Taking this endeavor a step further, a volume titled Athens in Poems: An Imaginative Map of the City (forthcoming by Ekdoseis ton Synadelfon/The Colleagues’ Publications) aspires to function as an alternative travelogue to the city via 34 poems in English translation covering the period 1880s to 2010s. The starting point chosen reflects an important moment in the city’s development for, even though the establishment of Athens as a capital in 1834 had instigated a large inflow of new residents, it was only at the end of the 1880s that the milestone of 100,000 residents was passed. A city designed to be an administrative and not an industrial center – a role adopted by the neighboring city of Piraeus – was slowly emerging and the poem that opens the volume, written by the well-known satirical poet Georgios Souris, captures this still awkward moment in a city still growing. It suffices to mention that until roughly the 1880s the limits of the city remained essentially those of the Old City, with areas such as Omonia, which are today the center, remaining nearly deserted. With this in mind, readers are urged to walk through the streetscapes of Athens, reflect on the city’s historical development and see how poetry becomes attentive to the dynamic instability of the urban space. They are offered the opportunity to wander around Athens of the 1880s, imagine the circular Omonia Square of the 1930s, visit the Shooting Range of Kaisariani during the Nazi Occupation, reach the gate of the Polytechnic School in the 1970s, look at the capital as a huge fish tank in the 1980s, discover the bastion of Kokkinia, get to love the city’s concrete block of flats and pause for a while to have a glass of ouzo at the Athens Railway Station.
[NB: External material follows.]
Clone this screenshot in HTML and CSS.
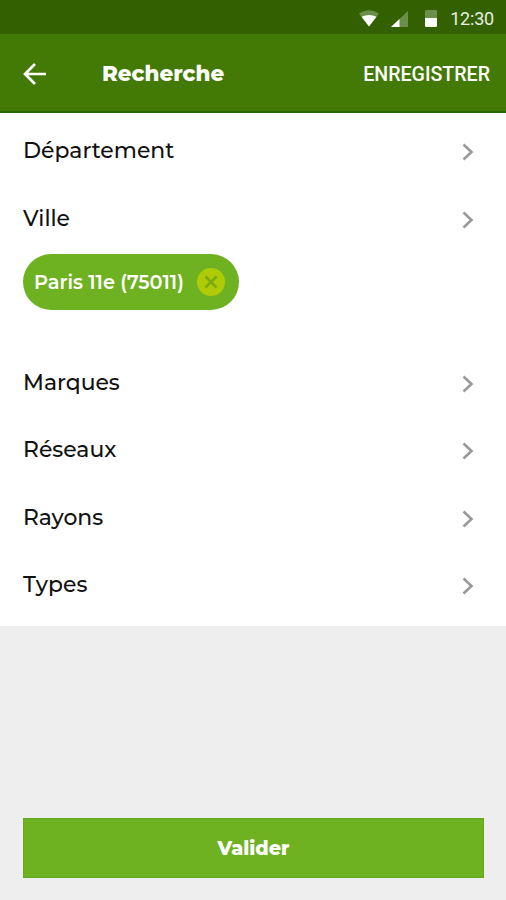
FILE: index.html
```html
<!DOCTYPE html>
<html lang="fr">
<head>
<meta charset="utf-8">
<title>Recherche</title>
<link rel="stylesheet" href="styles.css">
</head>
<body>
<div class="status">
  <svg class="wifi" width="20" height="17" viewBox="0 0 20 17"><path d="M0 3.5Q10-3 20 3.5L10 16.5Z" fill="#6b8e4c"/><path d="M2.5 6.8Q10 3 17.5 6.8L10 16.5Z" fill="#fff"/></svg>
  <svg class="signal" width="17" height="16" viewBox="0 0 17 16"><path d="M17 0V16H0Z" fill="#6b8e4c"/><path d="M8.5 8V16H0Z" fill="#fff"/></svg>
  <svg class="battery" width="12" height="17" viewBox="0 0 12 17"><path d="M1 0H11Q12 0 12 1V8H0V1Q0 0 1 0Z" fill="#6b8e4c"/><path d="M0 8H12V15.5Q12 17 10.5 17H1.5Q0 17 0 15.5Z" fill="#fff"/></svg>
  <span class="time">12:30</span>
</div>
<header class="bar">
  <svg class="back" width="24" height="24" viewBox="0 0 24 24"><path d="M12 2L2 12L12 22M2 12H23" fill="none" stroke="#fff" stroke-width="2.7"/></svg>
  <h1 class="title">Recherche</h1>
  <span class="save">ENREGISTRER</span>
</header>
<main class="list">
  <div class="row"><span class="label">Département</span><svg class="chev" width="12" height="18" viewBox="0 0 12 18"><path d="M1.5 1.5L9.5 9L1.5 16.5"/></svg></div>
  <div class="row"><span class="label">Ville</span><svg class="chev" width="12" height="18" viewBox="0 0 12 18"><path d="M1.5 1.5L9.5 9L1.5 16.5"/></svg></div>
  <div class="chips">
    <div class="chip"><span class="chip-text">Paris 11e (75011)</span><svg class="remove" width="28" height="28" viewBox="0 0 28 28"><circle cx="14" cy="14" r="14" fill="#aecb05"/><path d="M8.5 8.5L19.5 19.5M19.5 8.5L8.5 19.5" stroke="#7cab10" stroke-width="2.6"/></svg></div>
  </div>
  <div class="row"><span class="label">Marques</span><svg class="chev" width="12" height="18" viewBox="0 0 12 18"><path d="M1.5 1.5L9.5 9L1.5 16.5"/></svg></div>
  <div class="row"><span class="label">Réseaux</span><svg class="chev" width="12" height="18" viewBox="0 0 12 18"><path d="M1.5 1.5L9.5 9L1.5 16.5"/></svg></div>
  <div class="row"><span class="label">Rayons</span><svg class="chev" width="12" height="18" viewBox="0 0 12 18"><path d="M1.5 1.5L9.5 9L1.5 16.5"/></svg></div>
  <div class="row"><span class="label">Types</span><svg class="chev" width="12" height="18" viewBox="0 0 12 18"><path d="M1.5 1.5L9.5 9L1.5 16.5"/></svg></div>
</main>
<footer class="footer"><button class="submit">Valider</button></footer>
</body>
</html>
```
FILE: styles.css
```css
* { box-sizing: border-box; }
body {
  margin: 0;
  height: 900px;
  display: flex;
  flex-direction: column;
  background: #eeeeee;
  font-family: Montserrat, Inter, sans-serif;
  color: #111;
}
.status {
  height: 34px;
  flex: none;
  background: #336000;
  display: flex;
  align-items: center;
  justify-content: flex-end;
  padding: 3px 12px 0 0;
}
.wifi { margin-right: 12px; }
.signal { margin-right: 17px; }
.battery { margin-right: 13px; }
.time {
  font: 400 18px/20px Roboto, sans-serif;
  letter-spacing: -0.2px;
  color: #e8eee2;
}
.bar {
  height: 79px;
  flex: none;
  background: #437a05;
  border-bottom: 2px solid #286507;
  display: flex;
  align-items: center;
  padding: 3px 16px 0 23px;
  color: #fff;
}
.title {
  margin: 0 auto 0 55px;
  padding-bottom: 2px;
  font-size: 21.4px;
  font-weight: 800;
  line-height: 26px;
}
.save { font: 500 19.6px/24px Roboto, sans-serif; padding-top: 2px; }
.list {
  height: 513px;
  flex: none;
  background: #fff;
  padding: 5.5px 32px 0 23px;
}
.row {
  height: 67.5px;
  display: flex;
  align-items: center;
  justify-content: space-between;
}
.label {
  font-size: 21.9px;
  font-weight: 500;
  line-height: 26px;
  padding-bottom: 4.5px;
}
.chev path { fill: none; stroke: #999; stroke-width: 2.6; }
.chips { height: 96.5px; padding-top: 0.5px; }
.chip {
  width: 216px;
  height: 56px;
  border-radius: 28px;
  background: #6fb221;
  color: #fff;
  display: flex;
  align-items: center;
  justify-content: space-between;
  padding: 0 14px 0 11px;
}
.chip-text {
  font-size: 19.3px;
  font-weight: 600;
  white-space: nowrap;
}
.footer { margin-top: auto; padding: 0 22px 22px 23px; display: flex; }
.submit {
  flex: 1;
  height: 60px;
  border: 1px solid #62aa18;
  background: #6fb221;
  color: #fff;
  font: 800 19.2px/24px Montserrat, Inter, sans-serif;
  padding: 0;
}
```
The sister page akindofclock.com counts only a year of life and is the outcome of my interest in poetry and the translation of Greek poetry into English. It owes its name to the idea that the translated text is a kind of clock conflating time and space in the poetic universe. The poetic text in translation is a time capsule transferring important information to the present day and also a form of memory as language is revisited to unveil the meaning of the text in a context different to that in which it was initially created. The website aspires to present ‘A world of poetry from Greek into English’ measuring life one poem at a time. On it one may find poems, book reviews, essays on translation and a library with a list of Greek poetry in English translation. The aim is to gather as many material as possible in one place so that Greek poetry may become increasingly available to an international audience.
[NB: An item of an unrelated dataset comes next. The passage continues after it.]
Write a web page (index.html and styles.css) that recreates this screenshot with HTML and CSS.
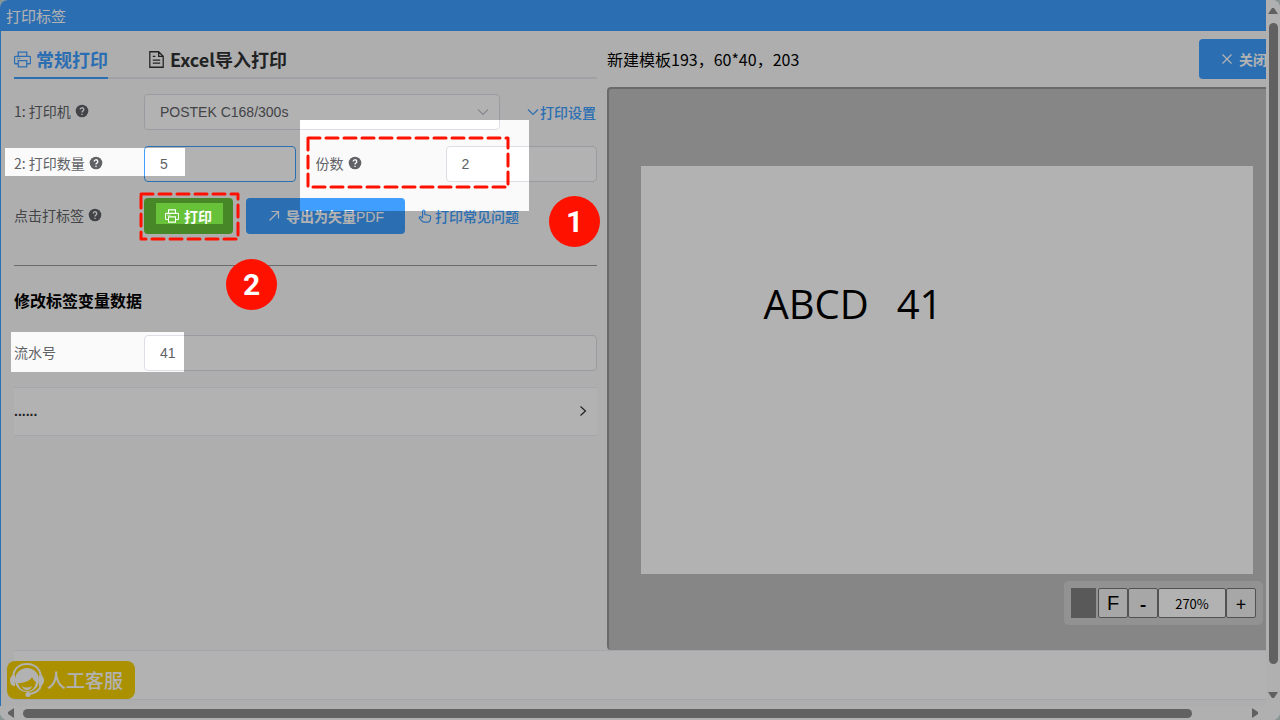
FILE: index.html
```html
<!DOCTYPE html>
<html lang="zh-CN">
<head>
    <meta charset="UTF-8">
    <meta name="viewport" content="width=device-width, initial-scale=1.0">
    <title>打印标签</title>
    <link rel="stylesheet" href="styles.css">
</head>
<body>
    <!-- shared icons -->
    <svg class="sprite" aria-hidden="true">
        <symbol id="i-printer" viewBox="0 0 16 16">
            <path d="M4 5V1h8v4M4 12H1.5a1 1 0 0 1-1-1V6a1 1 0 0 1 1-1h13a1 1 0 0 1 1 1v5a1 1 0 0 1-1 1H12M4 9h8v6H4zM3 7h1M5 7h1"/>
        </symbol>
        <symbol id="i-document" viewBox="0 0 16 16">
            <path d="M10 .7H1.7v14.6h12.6V5zM10 .7V5h4.3M4.5 5H7M4.5 8.5h7M4.5 11.5h7"/>
        </symbol>
        <symbol id="i-question" viewBox="0 0 14 14">
            <circle cx="7" cy="7" r="6.3" fill="#606266" stroke="none"/>
            <path d="M5.2 5.6a1.8 1.8 0 1 1 2.6 1.6c-.6.3-.8.6-.8 1.2M7 9.8v1.1" stroke="#fff" stroke-width="1.3"/>
        </symbol>
        <symbol id="i-down" viewBox="0 0 14 14"><path d="M2 4.5l5 5 5-5"/></symbol>
        <symbol id="i-right" viewBox="0 0 14 14"><path d="M4.5 2.5L9.5 7l-5 4.5"/></symbol>
        <symbol id="i-close" viewBox="0 0 14 14"><path d="M2.5 2.5l9 9M11.5 2.5l-9 9"/></symbol>
        <symbol id="i-export" viewBox="0 0 14 14"><path d="M2.5 11.5l9-9M4.5 2.5h7v7"/></symbol>
        <symbol id="i-pointer" viewBox="0 0 14 14">
            <path d="M4.6 8.6V2.2a1.1 1.1 0 0 1 2.2 0v3.3l4.6 1c1 .2 1.4.8 1.3 1.7l-.5 3c-.2 1.2-.8 1.9-2 1.9H6c-.8 0-1.4-.4-1.9-1L1.4 9.3c-.6-.9.3-1.9 1.2-1.5l2 1.5"/>
        </symbol>
    </svg>

    <div class="window">
        <div class="content">
            <header class="titlebar">打印标签</header>
            <main class="workspace">
                <section class="settings">
                    <nav class="tabs">
                        <a class="tab active" href="#normal"><svg class="icon-lg"><use href="#i-printer"/></svg>常规打印</a>
                        <a class="tab" href="#excel"><svg class="icon-lg"><use href="#i-document"/></svg>Excel导入打印</a>
                    </nav>
                    <form class="form">
                        <div class="row">
                            <label class="label" for="printer">1: 打印机 <svg class="icon"><use href="#i-question"/></svg></label>
                            <div class="select-wrap">
                                <select id="printer" class="field">
                                    <option>POSTEK C168/300s</option>
                                </select>
                                <svg class="icon select-arrow"><use href="#i-down"/></svg>
                            </div>
                            <a class="link link-end" href="#setup"><svg class="icon"><use href="#i-down"/></svg>打印设置</a>
                        </div>
                        <div class="row-pair">
                            <div class="row">
                                <label class="label" for="count">2: 打印数量 <svg class="icon"><use href="#i-question"/></svg></label>
                                <input id="count" class="field focused" type="text" value="5">
                            </div>
                            <div class="row">
                                <label class="label" for="copies">份数 <svg class="icon"><use href="#i-question"/></svg></label>
                                <input id="copies" class="field" type="text" value="2">
                            </div>
                        </div>
                        <div class="row">
                            <span class="label">点击打标签 <svg class="icon"><use href="#i-question"/></svg></span>
                            <div class="actions">
                                <button class="btn success" type="button"><svg class="icon"><use href="#i-printer"/></svg><b>打印</b></button>
                                <button class="btn primary" type="button"><svg class="icon"><use href="#i-export"/></svg><span><b>导出为矢量</b>PDF</span></button>
                                <a class="link" href="#faq"><svg class="icon"><use href="#i-pointer"/></svg>打印常见问题</a>
                            </div>
                        </div>
                        <hr class="divider">
                        <h2 class="subtitle">修改标签变量数据</h2>
                        <div class="row">
                            <label class="label" for="serial">流水号</label>
                            <input id="serial" class="field" type="text" value="41">
                        </div>
                        <button class="collapse" type="button">......<svg class="icon"><use href="#i-right"/></svg></button>
                    </form>
                </section>
                <section class="preview">
                    <div class="preview-head">
                        <span>新建模板193，60*40，203</span>
                        <button class="btn primary close" type="button"><svg class="icon"><use href="#i-close"/></svg><b>关闭</b></button>
                    </div>
                    <div class="stage">
                        <div class="paper">
                            <div class="paper-text"><span>ABCD</span><span>41</span></div>
                        </div>
                        <div class="zoom">
                            <span class="swatch"></span>
                            <button class="fit" type="button">F</button>
                            <button type="button"><b>-</b></button>
                            <input type="text" value="270%" aria-label="缩放">
                            <button type="button">+</button>
                        </div>
                    </div>
                </section>
            </main>
            <footer class="footer"></footer>
        </div>
        <div class="scroll scroll-y">
            <svg viewBox="0 0 10 8"><path d="M4 1h2l4 6H0z"/></svg>
            <span class="thumb"></span>
            <svg viewBox="0 0 10 8"><path d="M4 7h2l4-6H0z"/></svg>
        </div>
        <div class="scroll scroll-x">
            <svg viewBox="0 0 8 10"><path d="M1 4v2l6 4V0z"/></svg>
            <span class="thumb"></span>
            <svg viewBox="0 0 8 10"><path d="M7 4v2l-6 4V0z"/></svg>
        </div>
        <button class="service" type="button">
            <svg viewBox="0 0 36 36">
                <circle cx="18" cy="18" r="12" fill="#fff"/>
                <path d="M9 21c6 0 12-2 14-6 1 2 2 4 4 5-1 6-4 9-9 9s-8-3-9-8z" fill="#f5d000"/>
                <path d="M13 24c3 2 7 2 10 0-1 3-3 4-5 4s-4-1-5-4z" fill="#fff"/>
                <path d="M4 15C5 6 11 2 18 2s13 4 14 13M32 23c-1 5-5 8-12 9" fill="none" stroke="#fff" stroke-width="2"/>
                <path d="M6 13v11c-3 0-5-2-5-5.500S3 13 6 13zM30 13v11c3 0 5-2 5-5.500S33 13 30 13z" fill="#fff"/>
                <circle cx="19" cy="32.500" r="2.500" fill="#fff"/>
            </svg>人工客服
        </button>
    </div>

    <!-- dimmed layer with the highlighted areas left open -->
    <svg class="guide" aria-hidden="true">
        <mask id="holes">
            <rect width="100%" height="100%" fill="#fff"/>
            <rect x="5" y="148" width="180" height="28"/>
            <rect x="300" y="120" width="229" height="91"/>
            <rect x="156" y="203" width="67" height="21"/>
            <rect x="11" y="332" width="173" height="40"/>
        </mask>
        <rect width="100%" height="100%" fill="#000" fill-opacity=".3" mask="url(#holes)"/>
        <rect class="dash" x="308" y="138" width="200" height="49"/>
        <rect class="dash" x="141" y="194" width="97" height="45"/>
    </svg>
    <span class="step step-1">1</span>
    <span class="step step-2">2</span>
</body>
</html>
```

FILE: styles.css
```css
* {
    box-sizing: border-box;
}
body {
    margin: 0;
    background: #c3d6d6;
    font-family: "Noto Sans CJK SC", sans-serif;
    font-size: 14px;
    color: #606266;
}
a {
    text-decoration: none;
}
.sprite {
    position: absolute;
    width: 0;
    height: 0;
}
.icon,
.icon-lg {
    width: 14px;
    height: 14px;
    flex: none;
    fill: none;
    stroke: currentColor;
    stroke-width: 1.2;
}
.icon-lg {
    width: 17px;
    height: 17px;
}

/* window */
.window {
    position: relative;
    display: grid;
    grid-template-columns: minmax(0, 1fr) 14px;
    grid-template-rows: minmax(0, 1fr) 14px;
    height: 100vh;
    background: #fafafa;
    border-radius: 8px;
    overflow: hidden;
}
.content {
    display: flex;
    flex-direction: column;
    border-left: 1px solid #409eff;
    overflow: hidden;
}
.titlebar {
    height: 31px;
    line-height: 31px;
    padding-left: 5px;
    background: #409eff;
    color: #fff;
    font-size: 15px;
    flex: none;
}
.workspace {
    flex: 1;
    display: grid;
    grid-template-columns: minmax(0, 583fr) minmax(0, 659fr);
    gap: 10px;
    padding-left: 13px;
}

/* left side */
.tabs {
    display: flex;
    gap: 40px;
    height: 48px;
    border-bottom: 2px solid #e4e7ed;
}
.tab {
    display: flex;
    align-items: center;
    gap: 5px;
    padding-top: 10px;
    height: 48px;
    border-bottom: 2px solid transparent;
    font-size: 18px;
    font-weight: bold;
    color: #303133;
}
.tab.active {
    color: #409eff;
    border-color: #409eff;
}
.form {
    display: flex;
    flex-direction: column;
    gap: 16px;
    padding-top: 15px;
}
.row {
    display: flex;
    align-items: center;
    min-width: 0;
}
.row-pair {
    display: grid;
    grid-template-columns: 1fr 1fr;
    gap: 20px;
}
.label {
    display: flex;
    align-items: center;
    gap: 4px;
    flex: 0 0 130px;
    padding-bottom: 2px;
}
.field {
    width: 100%;
    min-width: 0;
    height: 36px;
    padding: 0 15px;
    border: 1px solid #dcdfe6;
    border-radius: 4px;
    background: #fff;
    color: #606266;
    font-family: "Liberation Sans", sans-serif;
    font-size: 14px;
    appearance: none;
    outline: none;
}
.focused {
    border-color: #409eff;
}
.select-wrap {
    position: relative;
    flex: 1;
}
.select-arrow {
    position: absolute;
    top: 11px;
    right: 10px;
    color: #c0c4cc;
}
.link {
    display: flex;
    align-items: center;
    color: #409eff;
    font-weight: 500;
}
.link-end {
    flex: 0 0 97px;
    justify-content: flex-end;
    padding-right: 1px;
}
.actions {
    display: flex;
    gap: 13px;
}
.actions .link {
    gap: 3px;
}
.btn {
    display: flex;
    align-items: center;
    justify-content: center;
    gap: 5px;
    height: 36px;
    padding: 0 21px;
    border: none;
    border-radius: 4px;
    color: #fff;
    font-family: "Liberation Sans", "Noto Sans CJK SC", sans-serif;
    font-size: 14px;
    white-space: nowrap;
}
.primary {
    background: #409eff;
}
.success {
    background: #67c23a;
}
.divider {
    width: 100%;
    margin: 15px 0 0;
    border: solid #9a9a9a;
    border-width: 1px 0 0;
}
.subtitle {
    margin: 6px 0 7px;
    font-size: 16px;
    line-height: 24px;
    font-weight: bold;
    color: #000;
}
.collapse {
    display: flex;
    align-items: center;
    justify-content: space-between;
    height: 49px;
    padding: 0 7px 2px 0;
    border: solid #ebeef5;
    border-width: 1px 0;
    background: #fff;
    color: #303133;
    font-family: "Liberation Sans", sans-serif;
    font-size: 14px;
    font-weight: bold;
}

/* right side */
.preview {
    display: flex;
    flex-direction: column;
}
.preview-head {
    display: flex;
    align-items: center;
    justify-content: space-between;
    padding: 8px 0;
    font-size: 16px;
    color: #000;
}
.close {
    height: 40px;
    margin-right: -22px;
}
.stage {
    flex: 1;
    display: flex;
    flex-direction: column;
    padding: 77px 0 0 32px;
    border: solid #999;
    border-width: 2px 0 0 2px;
    border-radius: 4px 0 0 4px;
    background: #c0c0c0;
}
.paper {
    position: relative;
    aspect-ratio: 3 / 2;
    margin-right: 13px;
    background: #fff;
}
.paper-text {
    position: absolute;
    left: 20%;
    top: 27%;
    display: flex;
    gap: 28px;
    font-family: "Open Sans", sans-serif;
    font-size: 40px;
    color: #000;
}
.zoom {
    display: flex;
    align-self: flex-end;
    margin: 7px 3px 0 0;
    padding: 7px;
    border-radius: 5px;
    background: #d2d2d2;
}
.swatch {
    width: 25px;
    height: 30px;
    margin-right: 2px;
    background: #808080;
}
.zoom button,
.zoom input {
    width: 30px;
    height: 30px;
    padding: 0;
    border: 1px solid #767676;
    border-radius: 2px;
    background: #efefef;
    color: #000;
    font-family: "Noto Sans CJK SC", sans-serif;
    font-size: 18px;
    line-height: 26px;
    text-align: center;
}
.zoom .fit {
    font-family: "Liberation Sans", sans-serif;
    font-size: 20px;
}
.zoom input {
    width: 68px;
    background: #fff;
    font-size: 13px;
}
.footer {
    height: 50px;
    margin: 0 0 6px 13px;
    border: solid #ebeef5;
    border-width: 1px 0;
    background: #fff;
    flex: none;
}

/* scrollbars */
.scroll {
    display: flex;
    align-items: center;
    gap: 8px;
    background: #fcfcfc;
}
.scroll svg {
    flex: none;
    fill: #8b8b8b;
}
.scroll .thumb {
    flex: 1;
    border-radius: 5px;
    background: #8b8b8b;
}
.scroll-y {
    flex-direction: column;
    padding: 7px 0;
}
.scroll-y svg {
    width: 10px;
    height: 8px;
}
.scroll-y .thumb {
    width: 9px;
    margin-bottom: 19px;
}
.scroll-x {
    grid-column: 1 / 3;
    padding: 0 21px 0 7px;
}
.scroll-x svg {
    width: 8px;
    height: 10px;
}
.scroll-x .thumb {
    height: 9px;
    margin-right: 51px;
}

/* customer service button */
.service {
    position: absolute;
    left: 7px;
    bottom: 21px;
    display: flex;
    align-items: center;
    gap: 2px;
    width: 128px;
    height: 38px;
    padding: 0 2px;
    border: none;
    border-radius: 8px;
    background: #f5d000;
    color: #fff;
    font-family: inherit;
    font-size: 19px;
    font-weight: 500;
    line-height: 24px;
}
.service svg {
    width: 36px;
    height: 36px;
}

/* guide layer */
.guide {
    position: absolute;
    top: 0;
    left: 0;
    width: 100%;
    height: 100%;
    pointer-events: none;
}
.dash {
    fill: none;
    stroke: #ff1100;
    stroke-width: 3;
    stroke-linecap: round;
    stroke-linejoin: round;
    stroke-dasharray: 12 6;
}
.step {
    position: absolute;
    width: 51px;
    height: 51px;
    border-radius: 50%;
    background: #ff1100;
    color: #fff;
    font: bold 30px/51px Roboto, sans-serif;
    text-align: center;
}
.step-1 {
    left: 549px;
    top: 196px;
}
.step-2 {
    left: 226px;
    top: 259px;
}
```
Could you elaborate on the term ‘urban poetics’? What is the relationship of poetry to the world it inhabits?
‘Urban poetics’ is about poetry’s reaction to the urban environment. It includes poems about the experience of the city, an exploration of the linguistic mechanisms used to reflect this experience and the way in which the language cities are built with, that is, the language city inhabitants hear or see around them in the city, is recorded in poetic form and so elevated into a symbol about what is hidden behind our everyday routines. This is a site hugely unexplored when it comes to Greek poetry even though poems talking about the urban experience have a history as long as the cities we inhabit. My aim is not only to create a collection of urban Greek poetics but also to make these a common currency to the general public. This goes hand in hand with my view of poetic texts as significant historical, political and cultural documents, pieces of imagination which can extend personal and public awareness by recording and preserving elements of the culture and human geography of their time and place. I read poems as political texts exposing the world as being insufficiently defined and thus expanding a seemingly monolithic way of knowing not only the city but ourselves and the world at large. A poetic line is not simply a catchphrase to use when words appear to betray us, it is the world imagined anew one word at a time.
Could poetry help debunk stereotypes and offer new ways to imagine what can be radically different realities?
Literature helps readers envision alternatives to seemingly inescapable realities by sparking the imagination in unexpected and creative ways. Poetry is one such unexpected and creative means of envisioning something new and it does so with the commonest of everyday tools: language. Through the poetic form language is stretched, weighed, unshackled, transformed, led to breed meaning anew. Now, if it is by naming things that we exercise power over them, then poetry is liberation from the process that says this should be so and so. And so with stereotypes. If you expose the falseness of a certain belief, then a stereotype could be no more. Poetry has the dynamic to do that and more.
In recent years the interest of foreign readers in Greek poetry has been rekindled, with an increasing number of Greek anthologies being translated in English. What is it that makes a national poetry appealing to a foreign audience? And, in turn, to what extent do Greek poets incorporate foreign influences in their work?
A foreign audience needs to be trained into welcoming a poetry foreign to them. Greek poets have always been in dialogue with the world and there is a lot of foreign poetry translated into Greek, which has made a big corpus available to Greek readers. The bet now is to work towards the opposite direction in novel ways. Greek poetry anthologies offer visibility of a number of poets to an international audience and create a body of work in translation readily available yet we also need to have this work creatively juxtaposed with the work of other poets throughout the world so that the poetry does not remain provincial. It is in this way that it is not solely a matter of presenting one national poetry against another, which involves to a certain extent a kind of stereotyping that the language poetry represents fights against, but of showing the everyday relevance of poetry to the world today. I would like to see more collected volumes of individual poets translated so that their unique voices can be heard and linked to other voices out there. In order for the word of Greek poetry to reach wider audiences we need to draw parallels to the poetry created elsewhere and it is here that the work of modern scholars and translators is extremely significant.